Un désir de s'engager que ne partage plus son voisin, Loic, qui travaille dans une station de lavage automobile. En un an, ce père divorcé a perdu ce qui lui restait d'envie de voter. "Regardez les Premiers ministres qui se sont enchaînés, c'est du n'importe quoi !, déplore Loïc. Un Premier ministre ne peut pas faire son travail en si peu de temps, c'était trop court. Comment ça se fait qu'ils n'arrivent pas à s'entendre ? Que ce soit de droite ou de gauche, il y a des réalités, on ne peut pas passer outre. Moi, je vis ici et j'y suis un peu contraint, mais je m'aperçois qu'en fait la population, elle est très riche et elle est très respectueuse. Il y a des choses qui ne vont pas, c'est sûr, mais ce n'est pas parce qu'ils sont étrangers, ça n'a rien à voir." Il aimerait un climat beaucoup plus apaisé : "Mais il faut aller vers les gens, il faut discuter avec eux, il faut connaître leurs attentes. Il y a des solutions, mais ce n'est pas les extrêmes, ça c'est sûr."

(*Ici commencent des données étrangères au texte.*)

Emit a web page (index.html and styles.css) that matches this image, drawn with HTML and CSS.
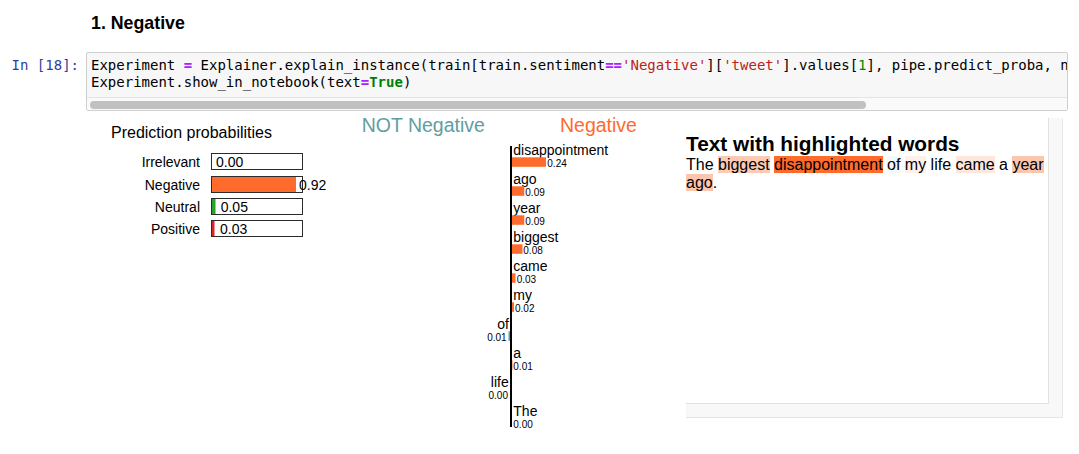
FILE: index.html
```html
<!DOCTYPE html>
<html>
<head>
<meta charset="utf-8">
<link rel="stylesheet" href="styles.css">
</head>
<body>
<h3 class="heading">1. Negative</h3>

<div class="in-row">
  <div class="prompt">In&nbsp;[18]:</div>
  <div class="input">
    <div class="code">Experiment <span class="op">=</span> Explainer.explain_instance(train[train.sentiment<span class="op">==</span><span class="str">'Negative'</span>][<span class="str">'tweet'</span>].values[<span class="num">1</span>], pipe.predict_proba, n
Experiment.show_in_notebook(text<span class="op">=</span><span class="kw">True</span>)</div>
    <div class="hscroll"><div class="thumb"></div></div>
  </div>
</div>

<div class="output">
  <svg class="proba" width="254" height="130" viewBox="0 0 254 130">
    <text class="title" x="25" y="24.3">Prediction probabilities</text>

    <text class="plabel" x="114" y="53.3">Irrelevant</text>
    <rect class="pbox" x="125.5" y="39.5" width="91" height="16"></rect>
    <text class="pval" x="130" y="53.3">0.00</text>

    <text class="plabel" x="114" y="76.3">Negative</text>
    <rect class="fill-neg" x="126" y="63" width="84" height="15"></rect>
    <rect class="pbox" x="125.5" y="62.5" width="91" height="16"></rect>
    <text class="pval" x="213" y="76.3">0.92</text>

    <text class="plabel" x="114" y="98.3">Neutral</text>
    <rect class="fill-neu" x="126" y="85" width="3.5" height="15"></rect>
    <rect class="pbox" x="125.5" y="84.5" width="91" height="16"></rect>
    <text class="pval" x="134.7" y="98.3">0.05</text>

    <text class="plabel" x="114" y="120.3">Positive</text>
    <rect class="fill-pos" x="126" y="107" width="2.5" height="15"></rect>
    <rect class="pbox" x="125.5" y="106.5" width="91" height="16"></rect>
    <text class="pval" x="134" y="120.3">0.03</text>
  </svg>

  <svg class="feat" width="346" height="320" viewBox="0 0 346 320">
    <text class="cls cls-not" x="21.7" y="18.3">NOT Negative</text>
    <text class="cls cls-neg" x="220" y="18.3">Negative</text>

    <text class="flabel" x="173.3" y="40.5">disappointment</text>
    <rect class="fbar-pos" x="172" y="43.3" width="34" height="9.5"></rect>
    <text class="fval" x="207.3" y="53">0.24</text>

    <text class="flabel" x="173.3" y="69.5">ago</text>
    <rect class="fbar-pos" x="172" y="72.3" width="12.3" height="9.5"></rect>
    <text class="fval" x="185.3" y="82">0.09</text>

    <text class="flabel" x="173.3" y="98.5">year</text>
    <rect class="fbar-pos" x="172" y="101.3" width="12.3" height="9.5"></rect>
    <text class="fval" x="185.3" y="111">0.09</text>

    <text class="flabel" x="173.3" y="127.5">biggest</text>
    <rect class="fbar-pos" x="172" y="130.3" width="10.5" height="9.5"></rect>
    <text class="fval" x="183.3" y="140">0.08</text>

    <text class="flabel" x="173.3" y="156.5">came</text>
    <rect class="fbar-pos" x="172" y="159.3" width="3.5" height="9.5"></rect>
    <text class="fval" x="176.7" y="169">0.03</text>

    <text class="flabel" x="173.3" y="185.5">my</text>
    <rect class="fbar-pos" x="172" y="188.3" width="2" height="9.5"></rect>
    <text class="fval" x="175" y="198">0.02</text>

    <text class="flabel end" x="169" y="214.5">of</text>
    <rect class="fbar-not" x="168.5" y="217.3" width="1.5" height="9.5"></rect>
    <text class="fval end" x="166.7" y="227">0.01</text>

    <text class="flabel" x="173.3" y="243.5">a</text>
    <rect class="fbar-pos" x="172" y="246.3" width="0.5" height="9.5"></rect>
    <text class="fval" x="173.3" y="256">0.01</text>

    <text class="flabel end" x="168.7" y="272.5">life</text>
    <text class="fval end" x="168" y="285">0.00</text>

    <text class="flabel" x="173.3" y="301.5">The</text>
    <text class="fval" x="173.3" y="314">0.00</text>

    <line class="axis" x1="171" y1="32" x2="171" y2="313"></line>
  </svg>

  <div class="panel">
    <div class="panel-body">
      <h3 class="hl-title">Text with highlighted words</h3>
      <div class="hl-text">The <span class="w-biggest">biggest</span> <span class="w-disap">disappointment</span> <span class="w-of">of</span> <span class="w-my">my</span> life <span class="w-came">came</span> a <span class="w-year">year</span> <span class="w-ago">ago</span>.</div>
    </div>
  </div>
</div>
</body>
</html>
```

FILE: styles.css
```css
html, body {
  margin: 0;
  padding: 0;
  background: #ffffff;
}

body {
  font-family: "Liberation Sans", Arial, sans-serif;
  color: #000;
  width: 1079px;
}

.heading {
  margin: 0;
  padding: 13px 0 0 91px;
  font-size: 17.8px;
  line-height: 20px;
  font-weight: 700;
}

.in-row {
  display: flex;
  margin-top: 19px;
}

.prompt {
  width: 86px;
  box-sizing: border-box;
  padding: 5px 7px 0 0;
  text-align: right;
  font-family: "DejaVu Sans Mono", monospace;
  font-size: 14px;
  line-height: 17px;
  color: #303F9F;
  white-space: nowrap;
}

.input {
  width: 982px;
  box-sizing: border-box;
  border: 1px solid #cfcfcf;
  border-radius: 2px;
  background: #f7f7f7;
  overflow: hidden;
}

.code {
  padding: 4px 0 6px 4px;
  white-space: pre;
  overflow: hidden;
  font-family: "DejaVu Sans Mono", monospace;
  font-size: 14px;
  line-height: 17px;
  color: #000;
}

.op {
  color: #AA22FF;
  font-weight: bold;
}

.str {
  color: #BA2121;
}

.num {
  color: #008800;
}

.kw {
  color: #008000;
  font-weight: bold;
}

.hscroll {
  border-top: 1px solid #e4e4e4;
  height: 13px;
  box-sizing: border-box;
  padding-top: 3px;
  background: #fafafa;
}

.thumb {
  margin-left: 3px;
  width: 776px;
  height: 8px;
  border-radius: 4px;
  background: #c1c1c1;
}

.output {
  display: flex;
  align-items: flex-start;
  padding-left: 86px;
  margin-top: 3px;
}

.proba, .feat {
  display: block;
  flex: none;
}

.proba text, .feat text {
  font-family: "Liberation Sans", Arial, sans-serif;
}

.title {
  font-size: 16px;
  fill: #000;
}

.plabel {
  font-size: 14px;
  text-anchor: end;
  fill: #000;
}

.pval {
  font-size: 14px;
  fill: #000;
}

.pbox {
  fill: none;
  stroke: #2b2b2b;
  stroke-width: 1;
}

.fill-neg {
  fill: #ff6b2d;
}

.fill-neu {
  fill: #2ca02c;
}

.fill-pos {
  fill: #d62728;
}

.cls {
  font-size: 19.5px;
}

.cls-not {
  fill: #5F9EA0;
}

.cls-neg {
  fill: #ff6b2d;
}

.flabel {
  font-size: 14px;
  fill: #000;
}

.fval {
  font-size: 10px;
  fill: #000;
}

.end {
  text-anchor: end;
}

.fbar-pos {
  fill: #ff6b2d;
}

.fbar-not {
  fill: #5F9EA0;
}

.axis {
  stroke: #000;
  stroke-width: 2;
}

.panel {
  flex: none;
  margin-top: 4px;
  width: 377px;
  height: 300px;
  box-sizing: border-box;
  background: #f8f8f8;
  border-right: 1px solid #e8e8e8;
  border-bottom: 1px solid #e4e4e4;
}

.panel-body {
  width: 363px;
  height: 286px;
  box-sizing: border-box;
  background: #ffffff;
  border-right: 1px solid #e2e2e2;
  border-bottom: 1px solid #e2e2e2;
  overflow: hidden;
}

.hl-title {
  margin: 14px 0 0 0;
  font-size: 20.8px;
  line-height: normal;
  font-weight: 700;
}

.hl-text {
  font-size: 16px;
  line-height: normal;
}

.w-disap {
  background: #ff6b2d;
}

.w-biggest {
  background: #fdcab4;
}

.w-year,
.w-ago {
  background: #fcc5ae;
}

.w-came {
  background: #fde6dc;
}

.w-my {
  background: #fff0ea;
}

.w-of {
  background: #f3f8f8;
}
```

Dans cette circonscription, 28% des électeurs ont toutefois fait le choix du Rassemblement national au premier tour surtout en zone rurale. Nous allons à Mareau-aux-Prés, à 20 minutes d'Orléans, où résident 1 700 habitants. Clément sort de la mairie, d'où il vient de se pacser. Comme quatre électeurs sur dix, il a voté RN aux deux tours et il n'a toujours pas digéré le barrage républicain.

"Ce n'est pas normal. C'est un peu comme de la triche. Je suis frustré forcément, parce qu'on aimerait que ça change et au final, ça ne change pas et en fait, ça ne changera jamais."

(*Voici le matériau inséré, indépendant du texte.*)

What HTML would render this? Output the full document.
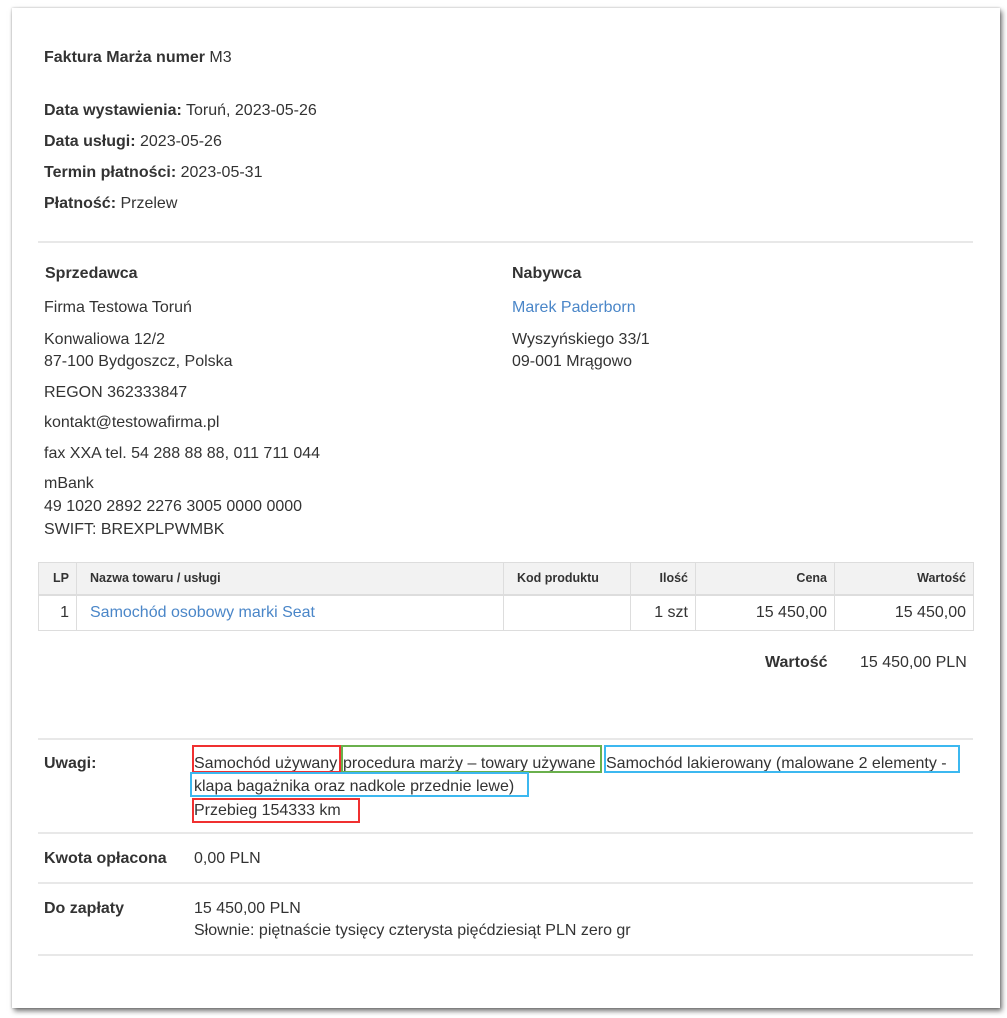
<!DOCTYPE html>
<html><head><meta charset="utf-8"><style>
*{margin:0;padding:0;box-sizing:border-box}
body{width:1007px;height:1018px;background:#fff;font-family:"Liberation Sans",Arial,sans-serif;color:#333;font-size:16px;position:relative;overflow:hidden}
.page{position:absolute;left:12px;top:8px;width:988px;height:1000px;background:#fff;box-shadow:2px 3px 5px rgba(0,0,0,.55),0 0 2px rgba(0,0,0,.25)}
.t{position:absolute;line-height:18px;white-space:nowrap;margin-top:1px}
b{font-weight:bold}
.a{color:#4a86c8}
.hr{position:absolute;left:38px;width:935px;height:2px;background:#e8e8e8}
table{position:absolute;left:38px;top:562px;width:936px;border-collapse:collapse}
td,th{border:1px solid #ddd;padding:0 7px;white-space:nowrap}
th{background:#f2f2f2;font-size:12.5px;height:32px;font-weight:bold;color:#333;border-bottom:2px solid #ddd}
td{height:36px;font-size:16px}
.r{text-align:right}.l{text-align:left}
.bx{position:absolute;border:2px solid}
</style></head><body>
<div class="page"></div>
<div class="t" style="left:44px;top:48px"><b>Faktura Marża numer</b> M3</div>
<div class="t" style="left:44px;top:101px"><b>Data wystawienia:</b> Toruń, 2023-05-26</div>
<div class="t" style="left:44px;top:132px"><b>Data usługi:</b> 2023-05-26</div>
<div class="t" style="left:44px;top:163px"><b>Termin płatności:</b> 2023-05-31</div>
<div class="t" style="left:44px;top:194px"><b>Płatność:</b> Przelew</div>
<div class="hr" style="top:241px"></div>

<div class="t" style="left:45px;top:264px"><b>Sprzedawca</b></div>
<div class="t" style="left:44px;top:298px">Firma Testowa Toruń</div>
<div class="t" style="left:44px;top:330px">Konwaliowa 12/2</div>
<div class="t" style="left:44px;top:352px">87-100 Bydgoszcz, Polska</div>
<div class="t" style="left:44px;top:383px">REGON 362333847</div>
<div class="t" style="left:44px;top:413px">kontakt@testowafirma.pl</div>
<div class="t" style="left:44px;top:444px">fax XXA tel. 54 288 88 88, 011 711 044</div>
<div class="t" style="left:44px;top:474px">mBank</div>
<div class="t" style="left:44px;top:497px">49 1020 2892 2276 3005 0000 0000</div>
<div class="t" style="left:44px;top:520px">SWIFT: BREXPLPWMBK</div>

<div class="t" style="left:512px;top:264px"><b>Nabywca</b></div>
<div class="t a" style="left:512px;top:298px">Marek Paderborn</div>
<div class="t" style="left:512px;top:330px">Wyszyńskiego 33/1</div>
<div class="t" style="left:512px;top:352px">09-001 Mrągowo</div>

<table>
<tr><th class="r" style="width:38px">LP</th><th class="l" style="width:427px;padding-left:13px">Nazwa towaru / usługi</th><th class="l" style="width:127px;padding-left:13px">Kod produktu</th><th class="r" style="width:65px">Ilość</th><th class="r" style="width:139px">Cena</th><th class="r">Wartość</th></tr>
<tr><td class="r">1</td><td class="a" style="padding-left:13px">Samochód osobowy marki Seat</td><td></td><td class="r">1 szt</td><td class="r">15 450,00</td><td class="r">15 450,00</td></tr>
</table>

<div class="t" style="left:765px;top:653px"><b>Wartość</b></div>
<div class="t" style="left:860px;top:653px">15 450,00 PLN</div>

<div class="hr" style="top:738px"></div>
<div class="t" style="left:44px;top:754px"><b>Uwagi:</b></div>
<div class="t" style="left:194px;top:754px">Samochód używany</div>
<div class="t" style="left:343px;top:754px">procedura marży – towary używane</div>
<div class="t" style="left:606px;top:754px">Samochód lakierowany (malowane 2 elementy -</div>
<div class="t" style="left:194px;top:777px">klapa bagażnika oraz nadkole przednie lewe)</div>
<div class="t" style="left:194px;top:801px">Przebieg 154333 km</div>
<div class="bx" style="left:192px;top:745px;width:149px;height:28px;border-color:#f03030"></div>
<div class="bx" style="left:341px;top:745px;width:261px;height:28px;border-color:#6ab04c"></div>
<div class="bx" style="left:604px;top:745px;width:356px;height:28px;border-color:#3cb8f0"></div>
<div class="bx" style="left:190px;top:772px;width:339px;height:25px;border-color:#3cb8f0"></div>
<div class="bx" style="left:192px;top:798px;width:168px;height:25px;border-color:#f03030"></div>

<div class="hr" style="top:832px"></div>
<div class="t" style="left:44px;top:849px"><b>Kwota opłacona</b></div>
<div class="t" style="left:194px;top:849px">0,00 PLN</div>
<div class="hr" style="top:882px"></div>
<div class="t" style="left:44px;top:899px"><b>Do zapłaty</b></div>
<div class="t" style="left:194px;top:899px">15 450,00 PLN</div>
<div class="t" style="left:194px;top:921px">Słownie: piętnaście tysięcy czterysta pięćdziesiąt PLN zero gr</div>
<div class="hr" style="top:954px"></div>
</body></html>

Le jeune militaire attend donc sans conviction les prochaines élections et pareil pour Michel, 30 ans, manutentionnaire chez Amazon. "Aux présidentielles, j'avais voté justement pour Marine Le Pen., explique le militaire. Pourquoi ne pas essayer ? Toute façon ça ne pourrait pas être pire. Mais en soi, j'ai l'impression que peu importe pour qui on vote, ça ne changera pas."

Des gens, notamment les militants, continuent d'y croient encore un peu. Dans le centre-ville d'Orléans, on retrouve ceux qui n'ont pas le rôle le plus facile : des macronistes. "Notre travail de militant, c'est d'être sur le terrain, c'est d'écouter les gens, explique une militante. Une bonne idée, ce n'est pas si elle est de droite ou de gauche." "Est-ce que les municipales ne peuvent pas permettre aussi d'amener un progrès là-dessus ?, s'interroge un autre militant. Il y aura fatalement en pleine ville importante, des coalitions qui vont se mettre en place. On peut espérer se retrouver avec des élus qui vont propager la bonne parole et puis, plus tard, à l'Assemblée nationale, défendre ça."

Un espoir que les municipales donnent un coup de fouet à la vie politique parce qu'on y parle du quotidien des Français. Une envie de calme et de stabilité : en deux jours dans cette circonscription du Loiret, nous avons entendu personne demander une nouvelle dissolution.